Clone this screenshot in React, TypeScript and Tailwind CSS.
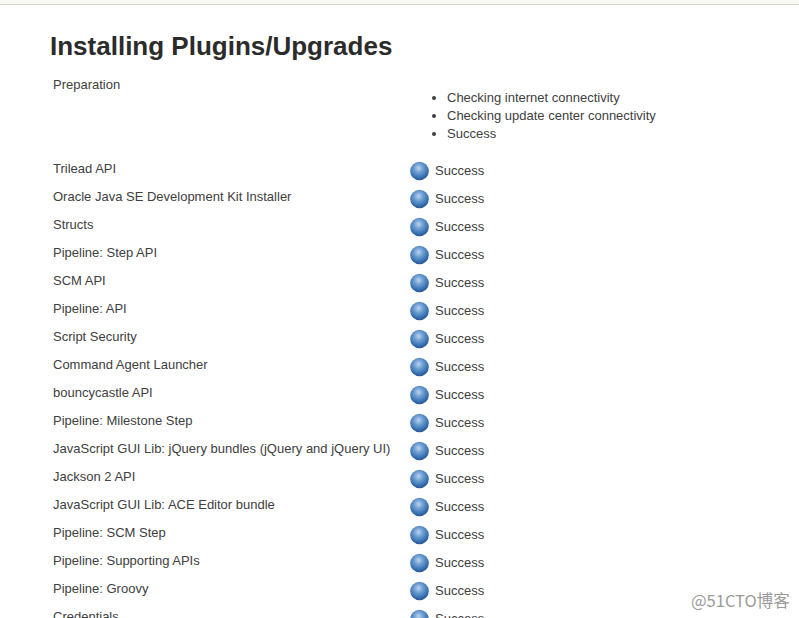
import React from "react";

const rows = [
  "Trilead API",
  "Oracle Java SE Development Kit Installer",
  "Structs",
  "Pipeline: Step API",
  "SCM API",
  "Pipeline: API",
  "Script Security",
  "Command Agent Launcher",
  "bouncycastle API",
  "Pipeline: Milestone Step",
  "JavaScript GUI Lib: jQuery bundles (jQuery and jQuery UI)",
  "Jackson 2 API",
  "JavaScript GUI Lib: ACE Editor bundle",
  "Pipeline: SCM Step",
  "Pipeline: Supporting APIs",
  "Pipeline: Groovy",
  "Credentials",
];

function Ball({ id }: { id: number }) {
  return (
    <svg width="20" height="20" viewBox="0 0 20 20" className="mt-[8px] shrink-0">
      <defs>
        <radialGradient id={`b${id}`} cx="45%" cy="35%" r="68%">
          <stop offset="0%" stopColor="#bcd3ec" />
          <stop offset="35%" stopColor="#6f9fd2" />
          <stop offset="72%" stopColor="#3b73b4" />
          <stop offset="100%" stopColor="#264f88" />
        </radialGradient>
      </defs>
      <circle cx="9.5" cy="10" r="9.3" fill={`url(#b${id})`} />
    </svg>
  );
}

export default function App() {
  return (
    <div className="relative h-[618px] w-[799px] overflow-hidden bg-white font-['Liberation_Sans',Arial,sans-serif] text-[13px] leading-[18px] text-[#404040]">
      <div className="h-[5px] border-b border-[#d8d8cc] bg-[#f8f8f4]" />
      <div className="pl-[50px] pt-[26px]">
        <h1 className="text-[26px] font-bold leading-[30px] text-[#2b2b2b]">Installing Plugins/Upgrades</h1>
        <div className="mt-[8px] flex h-[84px] pl-[3px]">
          <div className="w-[354px] pt-[7px]">Preparation</div>
          <ul className="list-disc pl-[40px] pt-[20px]">
            <li>Checking internet connectivity</li>
            <li>Checking update center connectivity</li>
            <li>Success</li>
          </ul>
        </div>
        <div className="flex flex-col pl-[3px]">
          {rows.map((r, i) => (
            <div key={r} className="flex h-[28px]">
              <div className="w-[357px] pt-[7px] whitespace-nowrap">{r}</div>
              <div className="flex gap-[5px]">
                <Ball id={i} />
                <span className="pt-[9px]">Success</span>
              </div>
            </div>
          ))}
        </div>
      </div>
      <div className="absolute left-[691px] top-[591px] font-['Noto_Sans_CJK_SC','Liberation_Sans',sans-serif] text-[16.5px] leading-[18px] text-[#9a9a9a]">
        @51CTO博客
      </div>
    </div>
  );
}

-------------------------

• **The problem**: Please transcribe the material above exactly as written. Leave the pictures out.

• **Output of the task**:
Clone this screenshot in React, TypeScript and Tailwind CSS.
import React from "react";

const rows = [
  "Trilead API",
  "Oracle Java SE Development Kit Installer",
  "Structs",
  "Pipeline: Step API",
  "SCM API",
  "Pipeline: API",
  "Script Security",
  "Command Agent Launcher",
  "bouncycastle API",
  "Pipeline: Milestone Step",
  "JavaScript GUI Lib: jQuery bundles (jQuery and jQuery UI)",
  "Jackson 2 API",
  "JavaScript GUI Lib: ACE Editor bundle",
  "Pipeline: SCM Step",
  "Pipeline: Supporting APIs",
  "Pipeline: Groovy",
  "Credentials",
];

function Ball({ id }: { id: number }) {
  return (
    <svg width="20" height="20" viewBox="0 0 20 20" className="mt-[8px] shrink-0">
      <defs>
        <radialGradient id={`b${id}`} cx="45%" cy="35%" r="68%">
          <stop offset="0%" stopColor="#bcd3ec" />
          <stop offset="35%" stopColor="#6f9fd2" />
          <stop offset="72%" stopColor="#3b73b4" />
          <stop offset="100%" stopColor="#264f88" />
        </radialGradient>
      </defs>
      <circle cx="9.5" cy="10" r="9.3" fill={`url(#b${id})`} />
    </svg>
  );
}

export default function App() {
  return (
    <div className="relative h-[618px] w-[799px] overflow-hidden bg-white font-['Liberation_Sans',Arial,sans-serif] text-[13px] leading-[18px] text-[#404040]">
      <div className="h-[5px] border-b border-[#d8d8cc] bg-[#f8f8f4]" />
      <div className="pl-[50px] pt-[26px]">
        <h1 className="text-[26px] font-bold leading-[30px] text-[#2b2b2b]">Installing Plugins/Upgrades</h1>
        <div className="mt-[8px] flex h-[84px] pl-[3px]">
          <div className="w-[354px] pt-[7px]">Preparation</div>
          <ul className="list-disc pl-[40px] pt-[20px]">
            <li>Checking internet connectivity</li>
            <li>Checking update center connectivity</li>
            <li>Success</li>
          </ul>
        </div>
        <div className="flex flex-col pl-[3px]">
          {rows.map((r, i) => (
            <div key={r} className="flex h-[28px]">
              <div className="w-[357px] pt-[7px] whitespace-nowrap">{r}</div>
              <div className="flex gap-[5px]">
                <Ball id={i} />
                <span className="pt-[9px]">Success</span>
              </div>
            </div>
          ))}
        </div>
      </div>
      <div className="absolute left-[691px] top-[591px] font-['Noto_Sans_CJK_SC','Liberation_Sans',sans-serif] text-[16.5px] leading-[18px] text-[#9a9a9a]">
        @51CTO博客
      </div>
    </div>
  );
}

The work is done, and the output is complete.